La idea fija, obsesiva, que se ha mantenido con persistencia por encima de las diferencias partidarias, es personalizar el poder y perpetuarse, a toda costa. Ese, y no otro, ha sido el eje de todos los males, puesto que en ese empeño las fronteras y los límites morales, tienden a diluirse.

Desde hace mucho tiempo, solo vale y se teme al poder ejecutivo, envanecido por el control absoluto de los recursos públicos, que administra y maneja a su propia conveniencia. A lo cual se agregan los argumentos disuasorios coercitivos de que dispone.

Por vía de consecuencia, la justicia ha devenido en una caricatura de la majestad que debería adornarla. El Congreso Nacional en un lamentable ornamento. Y hasta el cuarto poder, supuesto a ejercer en profundidad la crítica como intermediario de la sociedad, se ha convertido en triste caja de resonancia.

Dentro de esas circunstancias surge la tormenta que se inició en Brasil, con el caso Lava Jato, cuya mayor virtud consiste en haber destapado un entramado latinoamericano de corrupción, en el que interactuaban como socios miembros de la clase gobernante y un grupo de empresas.

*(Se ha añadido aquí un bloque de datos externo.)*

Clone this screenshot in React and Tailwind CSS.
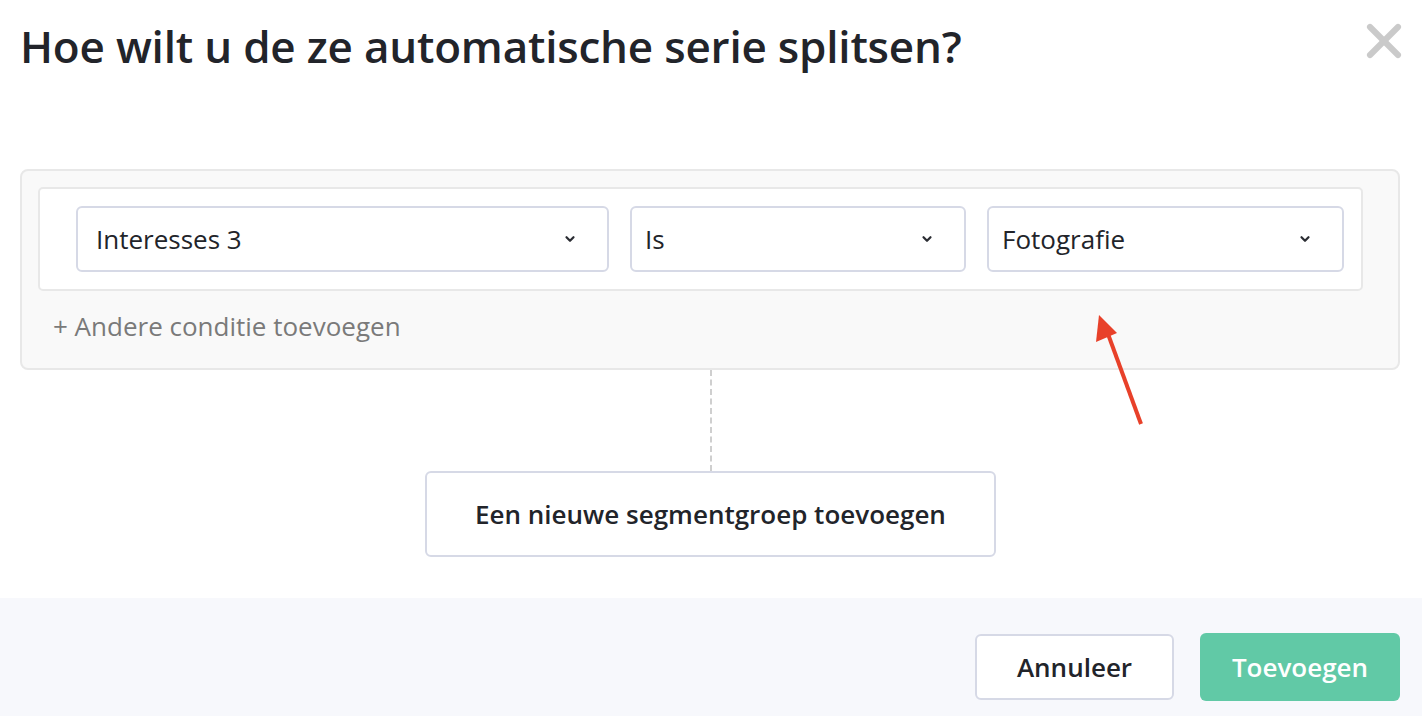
import { X } from 'lucide-react';

function Chevron() {
  return (
    <svg className="w-[14px] h-[14px] text-[#2b2d33]" viewBox="0 0 12 12" fill="none" stroke="currentColor">
      <path d="M3 4.5l3 3 3-3" strokeWidth={1.9} strokeLinecap="round" strokeLinejoin="round" />
    </svg>
  );
}

function Select({ label, className, padLeft }) {
  return (
    <div className={`h-[66px] rounded-[6px] border-2 border-[#d6d9e6] bg-white flex items-center justify-between pr-[30px] ${padLeft} ${className}`}>
      <span className="text-[26px] text-[#22242a]">{label}</span>
      <Chevron />
    </div>
  );
}

export default function App() {
  return (
    <div className="w-[1422px] h-[716px] bg-white flex flex-col relative overflow-hidden" style={{ fontFamily: '"Open Sans", "Noto Sans", sans-serif' }}>
      {/* Header */}
      <div className="h-[103px] flex items-start justify-between pl-[20px] pr-[10px] pt-[16px]">
        <h1 className="text-[44px] font-semibold text-[#22242a] leading-[60px] tracking-[-0.2px]">Hoe wilt u de ze automatische serie splitsen?</h1>
        <X className="w-[56px] h-[56px] text-[#cacaca] -mt-[3px]" strokeWidth={2.6} />
      </div>

      {/* Body */}
      <div className="flex-1 flex flex-col pl-[20px] pr-[22px] pt-[66px]">
        <div className="rounded-[8px] border-2 border-[#e8e8e8] bg-[#f9f9f9] pt-[16px] pl-[16px] pr-[35px] h-[201px]">
          <div className="rounded-[5px] border-2 border-[#e8e8e8] bg-white h-[104px] flex items-center pl-[36px] pr-[17px] gap-[21px]">
            <Select label="Interesses 3" className="w-[533px]" padLeft="pl-[18px]" />
            <Select label="Is" className="w-[336px]" padLeft="pl-[13px]" />
            <Select label="Fotografie" className="w-[357px]" padLeft="pl-[13px]" />
          </div>
          <div className="pl-[15px] pt-[16px] text-[26px] text-[#7a7a7a]">+ Andere conditie toevoegen</div>
        </div>
        <div className="flex flex-col items-center pl-[1px]">
          <div className="h-[101px] border-l-2 border-dashed border-[#cfcfcf]" />
          <button className="w-[571px] h-[86px] rounded-[6px] border-2 border-[#d6d9e6] bg-white text-[26px] font-semibold text-[#22242a]">
            Een nieuwe segmentgroep toevoegen
          </button>
        </div>
      </div>

      {/* Footer */}
      <div className="h-[118px] bg-[#f7f8fc] flex items-start justify-end gap-[26px] pr-[22px] pt-[36px]">
        <button className="w-[199px] h-[66px] rounded-[6px] border-2 border-[#d6d9e6] bg-white text-[26px] font-semibold text-[#22242a]">Annuleer</button>
        <button className="w-[200px] h-[68px] -mt-[1px] rounded-[6px] bg-[#61c9a6] text-[26px] font-semibold text-white">Toevoegen</button>
      </div>

      {/* Annotation arrow */}
      <svg className="absolute left-[1080px] top-[300px] w-[80px] h-[140px] pointer-events-none" viewBox="0 0 80 140">
        <line x1="61" y1="124" x2="28" y2="34" stroke="#e8412a" strokeWidth="4" />
        <polygon points="19,15 16,42 37,33" fill="#e8412a" />
      </svg>
    </div>
  );
}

El mecanismo utilizado era simple: condicionar la concesión y ejecución de contratos de obras públicas a la obtención de contrapartidas a favor de la clase política. Las empresas participantes se aseguraban de obtener las licitaciones, ejecutar los contratos y sobrevaluar los costos.

La contrapartida consistía en distribuir sobornos para obtener las aprobaciones y compartir el monto de las sobrevaluaciones, ya fuere para enriquecer a funcionarios y/o para asegurarles financiamiento de campañas políticas y de todo aquello asociado a la aspiración de ganar o mantenerse en el poder.

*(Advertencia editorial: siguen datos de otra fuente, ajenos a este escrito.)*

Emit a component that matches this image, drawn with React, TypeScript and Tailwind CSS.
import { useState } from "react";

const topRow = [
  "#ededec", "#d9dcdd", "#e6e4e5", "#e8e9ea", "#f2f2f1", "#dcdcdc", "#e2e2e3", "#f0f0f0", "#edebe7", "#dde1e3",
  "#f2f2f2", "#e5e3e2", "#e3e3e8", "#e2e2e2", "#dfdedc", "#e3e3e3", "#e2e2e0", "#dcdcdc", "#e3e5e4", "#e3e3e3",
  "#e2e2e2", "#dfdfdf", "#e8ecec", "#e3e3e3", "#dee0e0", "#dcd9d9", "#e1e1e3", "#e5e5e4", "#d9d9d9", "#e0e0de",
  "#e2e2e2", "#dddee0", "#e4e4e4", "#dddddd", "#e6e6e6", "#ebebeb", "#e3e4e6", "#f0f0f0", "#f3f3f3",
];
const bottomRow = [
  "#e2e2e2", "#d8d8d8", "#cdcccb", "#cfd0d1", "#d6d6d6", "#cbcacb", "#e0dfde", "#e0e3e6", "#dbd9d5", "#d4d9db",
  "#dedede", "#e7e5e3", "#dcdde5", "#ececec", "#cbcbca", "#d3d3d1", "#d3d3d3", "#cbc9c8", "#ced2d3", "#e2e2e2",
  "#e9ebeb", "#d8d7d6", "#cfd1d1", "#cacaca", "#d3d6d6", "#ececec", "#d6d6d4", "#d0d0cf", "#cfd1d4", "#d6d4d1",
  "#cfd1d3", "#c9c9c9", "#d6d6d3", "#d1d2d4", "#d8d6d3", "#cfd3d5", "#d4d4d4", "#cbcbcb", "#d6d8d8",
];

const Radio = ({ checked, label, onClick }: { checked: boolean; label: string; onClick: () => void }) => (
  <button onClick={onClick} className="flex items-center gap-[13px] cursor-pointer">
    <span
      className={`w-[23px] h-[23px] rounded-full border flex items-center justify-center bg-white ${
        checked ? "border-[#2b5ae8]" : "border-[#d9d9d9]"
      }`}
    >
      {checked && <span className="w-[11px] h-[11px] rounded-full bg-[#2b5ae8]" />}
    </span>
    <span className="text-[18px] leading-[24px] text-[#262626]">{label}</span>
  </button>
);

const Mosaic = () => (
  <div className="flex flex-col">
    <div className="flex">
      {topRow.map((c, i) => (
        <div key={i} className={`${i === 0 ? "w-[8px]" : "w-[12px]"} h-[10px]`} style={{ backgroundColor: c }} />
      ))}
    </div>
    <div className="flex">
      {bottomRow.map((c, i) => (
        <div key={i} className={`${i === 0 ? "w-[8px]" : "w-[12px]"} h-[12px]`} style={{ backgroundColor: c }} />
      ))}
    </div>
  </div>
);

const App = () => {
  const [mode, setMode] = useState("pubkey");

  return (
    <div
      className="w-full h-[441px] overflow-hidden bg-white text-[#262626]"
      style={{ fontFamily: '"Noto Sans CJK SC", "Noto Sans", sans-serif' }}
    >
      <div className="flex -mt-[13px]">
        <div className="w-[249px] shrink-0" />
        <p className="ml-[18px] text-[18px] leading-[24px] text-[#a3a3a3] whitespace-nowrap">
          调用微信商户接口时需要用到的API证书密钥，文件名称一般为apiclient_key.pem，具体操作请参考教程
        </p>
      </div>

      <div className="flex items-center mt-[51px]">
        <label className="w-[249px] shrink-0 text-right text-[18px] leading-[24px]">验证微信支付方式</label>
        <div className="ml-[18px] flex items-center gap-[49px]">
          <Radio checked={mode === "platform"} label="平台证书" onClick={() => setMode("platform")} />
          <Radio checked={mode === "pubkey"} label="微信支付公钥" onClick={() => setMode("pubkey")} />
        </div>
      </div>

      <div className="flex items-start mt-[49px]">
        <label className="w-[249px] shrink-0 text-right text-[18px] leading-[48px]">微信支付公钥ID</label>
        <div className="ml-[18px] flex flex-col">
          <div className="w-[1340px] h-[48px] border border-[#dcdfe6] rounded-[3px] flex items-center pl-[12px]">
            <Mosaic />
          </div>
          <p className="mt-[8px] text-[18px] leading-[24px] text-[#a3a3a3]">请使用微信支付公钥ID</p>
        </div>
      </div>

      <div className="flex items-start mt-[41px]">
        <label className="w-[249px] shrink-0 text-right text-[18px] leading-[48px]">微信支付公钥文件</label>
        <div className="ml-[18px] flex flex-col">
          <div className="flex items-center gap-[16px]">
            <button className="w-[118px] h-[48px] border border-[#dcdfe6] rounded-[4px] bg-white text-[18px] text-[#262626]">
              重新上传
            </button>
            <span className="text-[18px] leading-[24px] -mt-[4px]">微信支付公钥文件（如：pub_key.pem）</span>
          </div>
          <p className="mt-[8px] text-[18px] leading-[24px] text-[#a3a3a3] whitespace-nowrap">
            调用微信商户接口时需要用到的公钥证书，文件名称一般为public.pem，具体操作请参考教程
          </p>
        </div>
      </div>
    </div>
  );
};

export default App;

Tal entramado, que estuvo operando durante muchos años, ha debilitado aun más las instituciones del país, de por si frágiles; tenido consecuencias adversas sobre el sistema de partidos políticos; dañado la competencia electoral sana; detenido reformas trascendentes.

Ahora, el empeño debe centrarse en corregir el rumbo.

Algunos quieren que lo que no se hizo en un tiempo prolongado, se haga ahora de un plumazo. Otros, los menos, dormidos en el sueño de su confort premiado, aspiran a que todo continúe como si nada hubiera pasado.

Y ni lo uno, ni lo otro. No hay espacio para la inercia, pero tampoco para la aventura.

A lo menos que aspira la sociedad es a que, en manos de la justicia estén los que en verdad son, sin excepciones; y quienes no son, dejen de ser acosados. El peso de la ley debería recaer sobre los responsables, sin cortinas de humo que distraigan la atención y desvirtúen el proceso.

El reto es enorme. Y la duda que angustia a gran parte de la población, monumental.

El gran enigma es saber si instituciones débiles podrán comportarse como si fueran fuertes.

Conocer, por ejemplo, si la justicia podrá redimirse a si misma, colocarse la venda en los ojos, retomar su augusta majestad, juzgar de acuerdo a los hechos y a las pruebas, con absoluta imparcialidad, y sin influencias de ningún tipo, ni del poder ni mediáticas.

Para que eso ocurra, los jueces tendrán que revestirse de valor, elevarse por encima de sus propias miserias humanas, de acuerdo a la oportunidad histórica que se les presenta, sacar a la luz su carácter, condición tan difícil de rescatar.

De este trance pudiera resultar que se trace una raya, la del antes y el después. O se termine en una nueva decepción.

Si fuere lo primero, se estaría en vísperas de una especie de renacimiento, a partir del cual florecerían las instituciones, el sistema político, la economía y la sociedad.

En cambio, si terminara en decepción, nadie podría anticipar las consecuencias, porque la caldera social está funcionando a temperaturas muy elevadas.

Este pueblo merece un futuro despejado, sin sobresaltos.